Collect from the data below each line with "full".

## INFORMATION PROVIDED:
_ _ _
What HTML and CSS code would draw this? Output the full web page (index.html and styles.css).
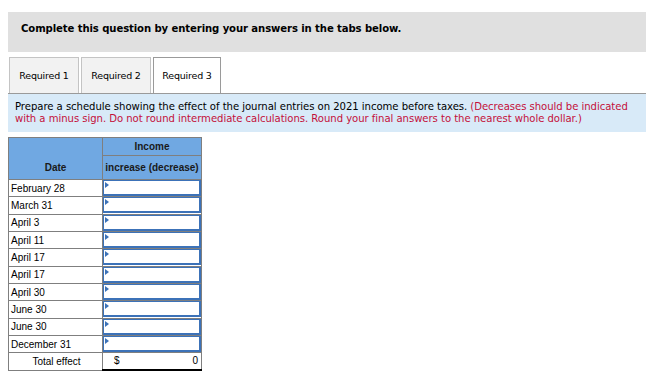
_ _ _
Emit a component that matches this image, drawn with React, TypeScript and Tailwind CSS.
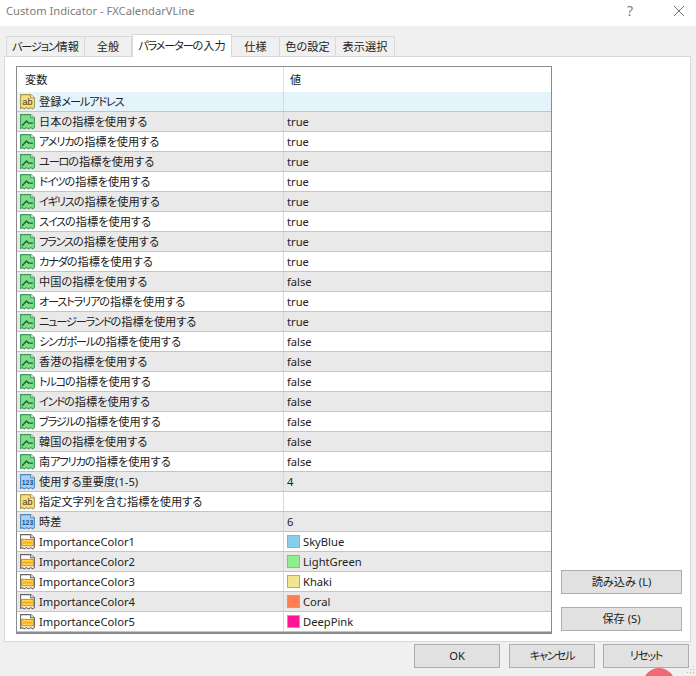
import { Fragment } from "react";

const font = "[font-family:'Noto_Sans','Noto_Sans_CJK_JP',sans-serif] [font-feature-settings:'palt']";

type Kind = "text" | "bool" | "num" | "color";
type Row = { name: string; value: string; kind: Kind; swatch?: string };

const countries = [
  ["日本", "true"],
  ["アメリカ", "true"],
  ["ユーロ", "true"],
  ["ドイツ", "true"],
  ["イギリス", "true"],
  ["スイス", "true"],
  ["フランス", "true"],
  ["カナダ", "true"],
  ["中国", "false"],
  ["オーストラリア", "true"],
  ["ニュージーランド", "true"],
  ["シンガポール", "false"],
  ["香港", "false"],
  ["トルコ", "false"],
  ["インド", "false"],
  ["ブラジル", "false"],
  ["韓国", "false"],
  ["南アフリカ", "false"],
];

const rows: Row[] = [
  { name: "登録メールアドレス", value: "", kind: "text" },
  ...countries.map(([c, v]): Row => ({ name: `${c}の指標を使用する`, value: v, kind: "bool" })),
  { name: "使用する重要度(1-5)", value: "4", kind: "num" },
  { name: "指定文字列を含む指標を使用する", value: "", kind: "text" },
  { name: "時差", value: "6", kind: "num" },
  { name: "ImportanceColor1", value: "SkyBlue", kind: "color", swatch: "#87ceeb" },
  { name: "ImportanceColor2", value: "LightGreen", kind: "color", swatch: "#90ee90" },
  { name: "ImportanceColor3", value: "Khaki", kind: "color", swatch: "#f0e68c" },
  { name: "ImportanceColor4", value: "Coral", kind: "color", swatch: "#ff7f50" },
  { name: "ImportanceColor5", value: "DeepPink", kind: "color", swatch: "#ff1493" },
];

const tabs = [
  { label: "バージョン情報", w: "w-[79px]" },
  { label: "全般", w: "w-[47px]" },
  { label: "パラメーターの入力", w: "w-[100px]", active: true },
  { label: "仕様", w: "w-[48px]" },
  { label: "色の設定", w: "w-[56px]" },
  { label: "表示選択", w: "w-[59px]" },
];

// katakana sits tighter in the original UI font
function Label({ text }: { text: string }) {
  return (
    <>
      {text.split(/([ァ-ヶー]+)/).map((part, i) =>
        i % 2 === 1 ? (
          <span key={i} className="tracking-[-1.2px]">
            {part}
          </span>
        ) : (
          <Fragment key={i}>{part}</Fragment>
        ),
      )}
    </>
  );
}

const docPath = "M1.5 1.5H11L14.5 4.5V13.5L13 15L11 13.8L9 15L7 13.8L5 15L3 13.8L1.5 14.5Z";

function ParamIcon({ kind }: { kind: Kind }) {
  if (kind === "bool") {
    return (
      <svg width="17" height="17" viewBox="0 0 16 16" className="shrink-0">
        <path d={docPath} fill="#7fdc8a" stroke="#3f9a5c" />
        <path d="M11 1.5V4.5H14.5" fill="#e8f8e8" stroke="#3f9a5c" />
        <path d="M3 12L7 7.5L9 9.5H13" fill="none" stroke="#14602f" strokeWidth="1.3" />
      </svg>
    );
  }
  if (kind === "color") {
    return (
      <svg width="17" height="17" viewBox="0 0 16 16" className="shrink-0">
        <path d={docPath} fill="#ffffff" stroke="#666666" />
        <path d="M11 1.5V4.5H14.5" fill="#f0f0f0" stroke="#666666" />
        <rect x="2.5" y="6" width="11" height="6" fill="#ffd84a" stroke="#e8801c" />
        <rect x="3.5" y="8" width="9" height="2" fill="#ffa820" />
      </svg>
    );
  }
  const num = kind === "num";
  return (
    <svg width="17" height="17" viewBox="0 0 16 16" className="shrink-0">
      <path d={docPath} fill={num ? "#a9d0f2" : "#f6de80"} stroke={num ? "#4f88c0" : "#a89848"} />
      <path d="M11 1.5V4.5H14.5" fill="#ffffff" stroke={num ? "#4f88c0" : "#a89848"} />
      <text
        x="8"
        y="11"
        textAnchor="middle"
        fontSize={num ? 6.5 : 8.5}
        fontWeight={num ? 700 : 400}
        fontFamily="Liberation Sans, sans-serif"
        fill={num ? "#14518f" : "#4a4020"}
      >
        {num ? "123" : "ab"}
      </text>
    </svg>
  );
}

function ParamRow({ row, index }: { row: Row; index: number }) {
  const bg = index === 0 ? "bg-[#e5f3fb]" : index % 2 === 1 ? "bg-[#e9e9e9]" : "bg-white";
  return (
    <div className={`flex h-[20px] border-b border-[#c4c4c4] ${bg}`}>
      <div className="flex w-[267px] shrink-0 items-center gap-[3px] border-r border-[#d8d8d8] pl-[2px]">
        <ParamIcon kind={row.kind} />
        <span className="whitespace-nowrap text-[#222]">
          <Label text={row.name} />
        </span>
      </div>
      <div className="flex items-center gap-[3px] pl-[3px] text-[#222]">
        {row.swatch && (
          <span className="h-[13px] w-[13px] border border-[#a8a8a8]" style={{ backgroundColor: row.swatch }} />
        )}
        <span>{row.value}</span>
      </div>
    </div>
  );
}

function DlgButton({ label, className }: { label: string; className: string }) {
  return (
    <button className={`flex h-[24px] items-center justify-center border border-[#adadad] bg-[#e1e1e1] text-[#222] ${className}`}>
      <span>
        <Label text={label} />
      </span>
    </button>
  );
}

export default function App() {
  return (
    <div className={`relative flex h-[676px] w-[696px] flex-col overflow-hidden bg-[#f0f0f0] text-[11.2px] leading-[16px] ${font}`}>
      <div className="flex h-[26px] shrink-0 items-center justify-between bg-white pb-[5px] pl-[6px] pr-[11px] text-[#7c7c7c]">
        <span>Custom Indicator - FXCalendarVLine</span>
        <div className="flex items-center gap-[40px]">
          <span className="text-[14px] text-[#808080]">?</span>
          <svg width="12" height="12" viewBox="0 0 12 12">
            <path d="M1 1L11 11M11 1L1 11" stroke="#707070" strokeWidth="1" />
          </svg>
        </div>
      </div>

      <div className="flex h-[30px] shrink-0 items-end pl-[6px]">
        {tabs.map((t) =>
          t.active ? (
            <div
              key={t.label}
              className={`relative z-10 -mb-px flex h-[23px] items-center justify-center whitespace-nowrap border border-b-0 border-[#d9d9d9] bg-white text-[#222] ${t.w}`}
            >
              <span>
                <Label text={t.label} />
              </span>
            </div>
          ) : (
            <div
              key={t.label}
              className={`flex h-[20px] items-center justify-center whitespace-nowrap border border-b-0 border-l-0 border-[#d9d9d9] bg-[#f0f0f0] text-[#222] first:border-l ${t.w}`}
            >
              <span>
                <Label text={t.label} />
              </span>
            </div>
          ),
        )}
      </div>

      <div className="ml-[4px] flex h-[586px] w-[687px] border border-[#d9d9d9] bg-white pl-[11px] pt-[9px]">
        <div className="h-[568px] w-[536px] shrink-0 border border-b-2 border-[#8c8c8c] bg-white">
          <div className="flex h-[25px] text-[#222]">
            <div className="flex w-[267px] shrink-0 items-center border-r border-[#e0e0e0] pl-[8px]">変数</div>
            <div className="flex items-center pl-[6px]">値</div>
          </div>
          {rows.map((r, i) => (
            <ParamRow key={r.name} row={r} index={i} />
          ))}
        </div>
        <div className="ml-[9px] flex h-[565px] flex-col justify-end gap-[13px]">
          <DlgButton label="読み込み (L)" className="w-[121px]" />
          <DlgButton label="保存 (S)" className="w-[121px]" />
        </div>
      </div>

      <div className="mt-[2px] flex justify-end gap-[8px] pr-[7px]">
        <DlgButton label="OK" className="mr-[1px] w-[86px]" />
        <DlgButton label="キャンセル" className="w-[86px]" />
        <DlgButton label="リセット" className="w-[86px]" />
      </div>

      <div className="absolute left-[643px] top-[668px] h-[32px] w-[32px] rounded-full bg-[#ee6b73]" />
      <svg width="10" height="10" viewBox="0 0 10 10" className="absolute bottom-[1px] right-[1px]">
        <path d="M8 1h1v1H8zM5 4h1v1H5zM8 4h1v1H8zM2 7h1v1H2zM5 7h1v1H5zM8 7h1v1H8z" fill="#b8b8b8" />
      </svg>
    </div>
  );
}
_ _ _
## RESULT OF THE EXERCISE:
What HTML and CSS code would draw this? Output the full web page (index.html and styles.css).
      <div className="absolute left-[643px] top-[668px] h-[32px] w-[32px] rounded-full bg-[#ee6b73]" />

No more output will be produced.